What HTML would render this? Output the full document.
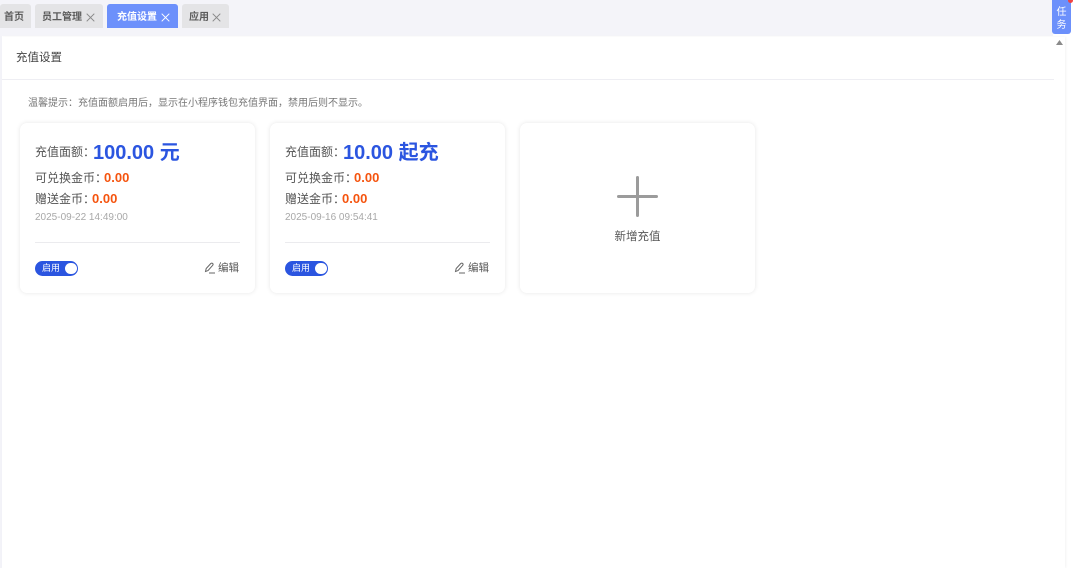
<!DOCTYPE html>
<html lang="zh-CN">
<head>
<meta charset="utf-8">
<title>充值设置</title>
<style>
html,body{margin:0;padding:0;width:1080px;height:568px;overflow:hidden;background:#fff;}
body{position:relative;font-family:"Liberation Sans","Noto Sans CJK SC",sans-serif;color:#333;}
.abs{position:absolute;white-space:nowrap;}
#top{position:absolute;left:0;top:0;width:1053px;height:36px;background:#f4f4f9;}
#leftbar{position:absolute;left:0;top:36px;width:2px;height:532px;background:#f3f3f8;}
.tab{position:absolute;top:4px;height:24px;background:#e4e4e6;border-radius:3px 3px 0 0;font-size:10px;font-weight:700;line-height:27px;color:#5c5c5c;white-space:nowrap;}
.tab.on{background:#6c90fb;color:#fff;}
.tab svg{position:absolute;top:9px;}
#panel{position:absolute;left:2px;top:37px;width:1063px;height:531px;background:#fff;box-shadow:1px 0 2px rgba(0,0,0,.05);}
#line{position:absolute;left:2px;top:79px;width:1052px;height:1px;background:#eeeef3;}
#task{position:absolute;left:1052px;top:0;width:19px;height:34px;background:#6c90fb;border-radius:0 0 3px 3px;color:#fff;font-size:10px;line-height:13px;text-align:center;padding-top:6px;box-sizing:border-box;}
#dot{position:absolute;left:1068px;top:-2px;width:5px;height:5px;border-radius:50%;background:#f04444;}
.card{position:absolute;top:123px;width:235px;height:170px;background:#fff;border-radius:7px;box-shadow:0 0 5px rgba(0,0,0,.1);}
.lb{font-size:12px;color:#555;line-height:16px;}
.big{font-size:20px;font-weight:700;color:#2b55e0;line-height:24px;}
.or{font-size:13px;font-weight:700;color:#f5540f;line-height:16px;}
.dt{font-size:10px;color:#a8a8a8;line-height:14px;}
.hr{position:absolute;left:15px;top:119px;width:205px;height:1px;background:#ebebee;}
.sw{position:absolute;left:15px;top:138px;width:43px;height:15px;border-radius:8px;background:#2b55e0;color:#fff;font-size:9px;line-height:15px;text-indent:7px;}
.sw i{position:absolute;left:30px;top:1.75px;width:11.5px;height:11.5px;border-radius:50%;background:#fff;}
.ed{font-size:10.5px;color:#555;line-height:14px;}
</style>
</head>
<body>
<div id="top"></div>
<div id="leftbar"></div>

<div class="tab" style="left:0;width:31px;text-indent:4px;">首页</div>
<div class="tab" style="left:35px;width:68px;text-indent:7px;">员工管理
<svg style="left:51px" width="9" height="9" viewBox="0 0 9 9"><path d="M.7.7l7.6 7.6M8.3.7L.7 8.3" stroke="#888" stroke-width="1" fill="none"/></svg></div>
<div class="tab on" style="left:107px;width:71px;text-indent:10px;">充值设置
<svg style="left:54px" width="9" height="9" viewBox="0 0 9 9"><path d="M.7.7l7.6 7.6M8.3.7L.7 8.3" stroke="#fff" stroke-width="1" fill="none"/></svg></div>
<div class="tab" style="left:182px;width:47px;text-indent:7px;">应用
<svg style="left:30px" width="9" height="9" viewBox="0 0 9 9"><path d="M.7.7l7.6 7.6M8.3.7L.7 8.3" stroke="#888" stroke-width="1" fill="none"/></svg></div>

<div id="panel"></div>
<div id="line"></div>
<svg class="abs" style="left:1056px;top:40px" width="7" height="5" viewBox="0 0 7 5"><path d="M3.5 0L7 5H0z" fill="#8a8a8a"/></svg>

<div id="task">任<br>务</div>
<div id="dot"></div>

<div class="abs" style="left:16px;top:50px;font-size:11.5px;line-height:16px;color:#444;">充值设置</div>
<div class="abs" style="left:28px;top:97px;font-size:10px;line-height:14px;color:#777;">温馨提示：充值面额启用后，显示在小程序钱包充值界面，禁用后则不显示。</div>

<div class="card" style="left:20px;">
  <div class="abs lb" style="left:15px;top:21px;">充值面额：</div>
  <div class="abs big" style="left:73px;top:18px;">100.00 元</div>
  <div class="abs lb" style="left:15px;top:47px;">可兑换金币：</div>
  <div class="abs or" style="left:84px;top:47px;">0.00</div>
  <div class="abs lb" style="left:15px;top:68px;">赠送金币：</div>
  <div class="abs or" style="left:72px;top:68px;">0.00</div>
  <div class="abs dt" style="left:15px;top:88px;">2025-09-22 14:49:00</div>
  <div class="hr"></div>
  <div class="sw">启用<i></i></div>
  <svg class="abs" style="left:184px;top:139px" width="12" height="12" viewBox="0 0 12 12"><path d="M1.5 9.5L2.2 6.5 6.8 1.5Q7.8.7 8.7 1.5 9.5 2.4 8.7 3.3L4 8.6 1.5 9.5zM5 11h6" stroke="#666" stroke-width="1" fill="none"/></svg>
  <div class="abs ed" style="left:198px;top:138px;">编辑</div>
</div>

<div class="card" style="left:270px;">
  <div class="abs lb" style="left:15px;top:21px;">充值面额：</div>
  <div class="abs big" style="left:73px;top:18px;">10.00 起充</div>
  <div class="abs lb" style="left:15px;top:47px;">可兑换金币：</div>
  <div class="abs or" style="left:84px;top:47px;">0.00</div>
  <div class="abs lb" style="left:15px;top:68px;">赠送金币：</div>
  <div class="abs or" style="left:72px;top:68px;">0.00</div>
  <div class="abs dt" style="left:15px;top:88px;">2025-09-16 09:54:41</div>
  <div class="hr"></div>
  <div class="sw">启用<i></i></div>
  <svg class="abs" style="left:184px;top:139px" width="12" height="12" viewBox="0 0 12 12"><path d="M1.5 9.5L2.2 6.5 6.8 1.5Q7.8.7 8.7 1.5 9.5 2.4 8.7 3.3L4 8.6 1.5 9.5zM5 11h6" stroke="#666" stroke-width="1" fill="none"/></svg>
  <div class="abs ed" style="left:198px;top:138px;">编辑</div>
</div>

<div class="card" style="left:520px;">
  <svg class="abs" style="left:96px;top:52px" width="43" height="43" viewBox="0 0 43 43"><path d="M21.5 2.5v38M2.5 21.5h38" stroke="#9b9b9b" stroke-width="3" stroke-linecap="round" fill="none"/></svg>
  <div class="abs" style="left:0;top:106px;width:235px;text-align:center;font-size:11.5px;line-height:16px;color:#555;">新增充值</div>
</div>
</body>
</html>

▸ Your task: Leave out the pictures and restate everything else word for word.

▸ Solution to this problem:
What HTML would render this? Output the full document.
<!DOCTYPE html>
<html lang="zh-CN">
<head>
<meta charset="utf-8">
<title>充值设置</title>
<style>
html,body{margin:0;padding:0;width:1080px;height:568px;overflow:hidden;background:#fff;}
body{position:relative;font-family:"Liberation Sans","Noto Sans CJK SC",sans-serif;color:#333;}
.abs{position:absolute;white-space:nowrap;}
#top{position:absolute;left:0;top:0;width:1053px;height:36px;background:#f4f4f9;}
#leftbar{position:absolute;left:0;top:36px;width:2px;height:532px;background:#f3f3f8;}
.tab{position:absolute;top:4px;height:24px;background:#e4e4e6;border-radius:3px 3px 0 0;font-size:10px;font-weight:700;line-height:27px;color:#5c5c5c;white-space:nowrap;}
.tab.on{background:#6c90fb;color:#fff;}
.tab svg{position:absolute;top:9px;}
#panel{position:absolute;left:2px;top:37px;width:1063px;height:531px;background:#fff;box-shadow:1px 0 2px rgba(0,0,0,.05);}
#line{position:absolute;left:2px;top:79px;width:1052px;height:1px;background:#eeeef3;}
#task{position:absolute;left:1052px;top:0;width:19px;height:34px;background:#6c90fb;border-radius:0 0 3px 3px;color:#fff;font-size:10px;line-height:13px;text-align:center;padding-top:6px;box-sizing:border-box;}
#dot{position:absolute;left:1068px;top:-2px;width:5px;height:5px;border-radius:50%;background:#f04444;}
.card{position:absolute;top:123px;width:235px;height:170px;background:#fff;border-radius:7px;box-shadow:0 0 5px rgba(0,0,0,.1);}
.lb{font-size:12px;color:#555;line-height:16px;}
.big{font-size:20px;font-weight:700;color:#2b55e0;line-height:24px;}
.or{font-size:13px;font-weight:700;color:#f5540f;line-height:16px;}
.dt{font-size:10px;color:#a8a8a8;line-height:14px;}
.hr{position:absolute;left:15px;top:119px;width:205px;height:1px;background:#ebebee;}
.sw{position:absolute;left:15px;top:138px;width:43px;height:15px;border-radius:8px;background:#2b55e0;color:#fff;font-size:9px;line-height:15px;text-indent:7px;}
.sw i{position:absolute;left:30px;top:1.75px;width:11.5px;height:11.5px;border-radius:50%;background:#fff;}
.ed{font-size:10.5px;color:#555;line-height:14px;}
</style>
</head>
<body>
<div id="top"></div>
<div id="leftbar"></div>

<div class="tab" style="left:0;width:31px;text-indent:4px;">首页</div>
<div class="tab" style="left:35px;width:68px;text-indent:7px;">员工管理
<svg style="left:51px" width="9" height="9" viewBox="0 0 9 9"><path d="M.7.7l7.6 7.6M8.3.7L.7 8.3" stroke="#888" stroke-width="1" fill="none"/></svg></div>
<div class="tab on" style="left:107px;width:71px;text-indent:10px;">充值设置
<svg style="left:54px" width="9" height="9" viewBox="0 0 9 9"><path d="M.7.7l7.6 7.6M8.3.7L.7 8.3" stroke="#fff" stroke-width="1" fill="none"/></svg></div>
<div class="tab" style="left:182px;width:47px;text-indent:7px;">应用
<svg style="left:30px" width="9" height="9" viewBox="0 0 9 9"><path d="M.7.7l7.6 7.6M8.3.7L.7 8.3" stroke="#888" stroke-width="1" fill="none"/></svg></div>

<div id="panel"></div>
<div id="line"></div>
<svg class="abs" style="left:1056px;top:40px" width="7" height="5" viewBox="0 0 7 5"><path d="M3.5 0L7 5H0z" fill="#8a8a8a"/></svg>

<div id="task">任<br>务</div>
<div id="dot"></div>

<div class="abs" style="left:16px;top:50px;font-size:11.5px;line-height:16px;color:#444;">充值设置</div>
<div class="abs" style="left:28px;top:97px;font-size:10px;line-height:14px;color:#777;">温馨提示：充值面额启用后，显示在小程序钱包充值界面，禁用后则不显示。</div>

<div class="card" style="left:20px;">
  <div class="abs lb" style="left:15px;top:21px;">充值面额：</div>
  <div class="abs big" style="left:73px;top:18px;">100.00 元</div>
  <div class="abs lb" style="left:15px;top:47px;">可兑换金币：</div>
  <div class="abs or" style="left:84px;top:47px;">0.00</div>
  <div class="abs lb" style="left:15px;top:68px;">赠送金币：</div>
  <div class="abs or" style="left:72px;top:68px;">0.00</div>
  <div class="abs dt" style="left:15px;top:88px;">2025-09-22 14:49:00</div>
  <div class="hr"></div>
  <div class="sw">启用<i></i></div>
  <svg class="abs" style="left:184px;top:139px" width="12" height="12" viewBox="0 0 12 12"><path d="M1.5 9.5L2.2 6.5 6.8 1.5Q7.8.7 8.7 1.5 9.5 2.4 8.7 3.3L4 8.6 1.5 9.5zM5 11h6" stroke="#666" stroke-width="1" fill="none"/></svg>
  <div class="abs ed" style="left:198px;top:138px;">编辑</div>
</div>

<div class="card" style="left:270px;">
  <div class="abs lb" style="left:15px;top:21px;">充值面额：</div>
  <div class="abs big" style="left:73px;top:18px;">10.00 起充</div>
  <div class="abs lb" style="left:15px;top:47px;">可兑换金币：</div>
  <div class="abs or" style="left:84px;top:47px;">0.00</div>
  <div class="abs lb" style="left:15px;top:68px;">赠送金币：</div>
  <div class="abs or" style="left:72px;top:68px;">0.00</div>
  <div class="abs dt" style="left:15px;top:88px;">2025-09-16 09:54:41</div>
  <div class="hr"></div>
  <div class="sw">启用<i></i></div>
  <svg class="abs" style="left:184px;top:139px" width="12" height="12" viewBox="0 0 12 12"><path d="M1.5 9.5L2.2 6.5 6.8 1.5Q7.8.7 8.7 1.5 9.5 2.4 8.7 3.3L4 8.6 1.5 9.5zM5 11h6" stroke="#666" stroke-width="1" fill="none"/></svg>
  <div class="abs ed" style="left:198px;top:138px;">编辑</div>
</div>

<div class="card" style="left:520px;">
  <svg class="abs" style="left:96px;top:52px" width="43" height="43" viewBox="0 0 43 43"><path d="M21.5 2.5v38M2.5 21.5h38" stroke="#9b9b9b" stroke-width="3" stroke-linecap="round" fill="none"/></svg>
  <div class="abs" style="left:0;top:106px;width:235px;text-align:center;font-size:11.5px;line-height:16px;color:#555;">新增充值</div>
</div>
</body>
</html>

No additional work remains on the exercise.